Porteur de voitures-lits pendant 20 ans, Stanley Grizzle a aussi été juge de la citoyenneté, politicien, fonctionnaire et syndicaliste. À la fin des années 1980, il parcourt le pays afin de documenter l’expérience des porteurs du Chemin de fer Canadien Pacifique et leur combat pour se syndiquer. Il se penche non seulement sur la création de la Fraternité des porteurs de wagons-dortoirs, mais aussi sur le rôle primordial des femmes noires qui ont appuyé le syndicat.

Dix membres de la section torontoise des auxiliaires féminines prennent la pose.

Section torontoise des auxiliaires féminines de la Fraternité des porteurs de wagons-dortoirs (e011181016)

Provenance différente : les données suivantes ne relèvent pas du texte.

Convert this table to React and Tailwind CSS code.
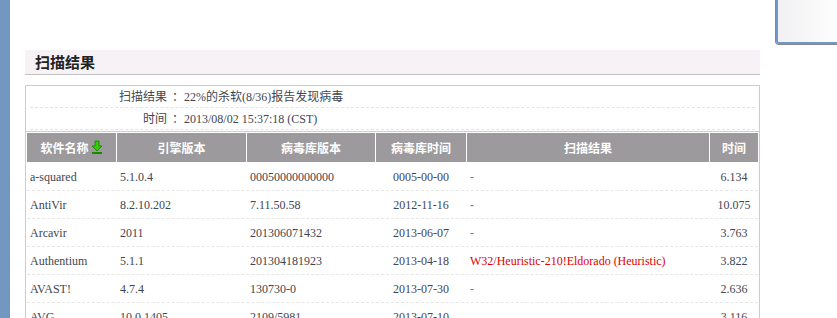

Dans ses entrevues, Grizzle documente avant tout la vie exigeante des porteurs. Cela dit, il prend toujours soin de poser des questions sur les mères, les sœurs, les épouses et les filles qui soutiennent en coulisse le mouvement syndical – et qui restent aussi à l’arrière-scène pendant l’enregistrement des entrevues. La collection d’entrevues Stanley Grizzle fait ainsi connaître les points de vue d’hommes et de femmes de diverses générations qui ont rendu possible la syndicalisation des communautés noires au Canada. Elle montre aussi comment la Fraternité et ses auxiliaires féminines ont inspiré d’autres personnes à se mobiliser dans divers domaines, et comment elles ont aidé à former des leaders communautaires.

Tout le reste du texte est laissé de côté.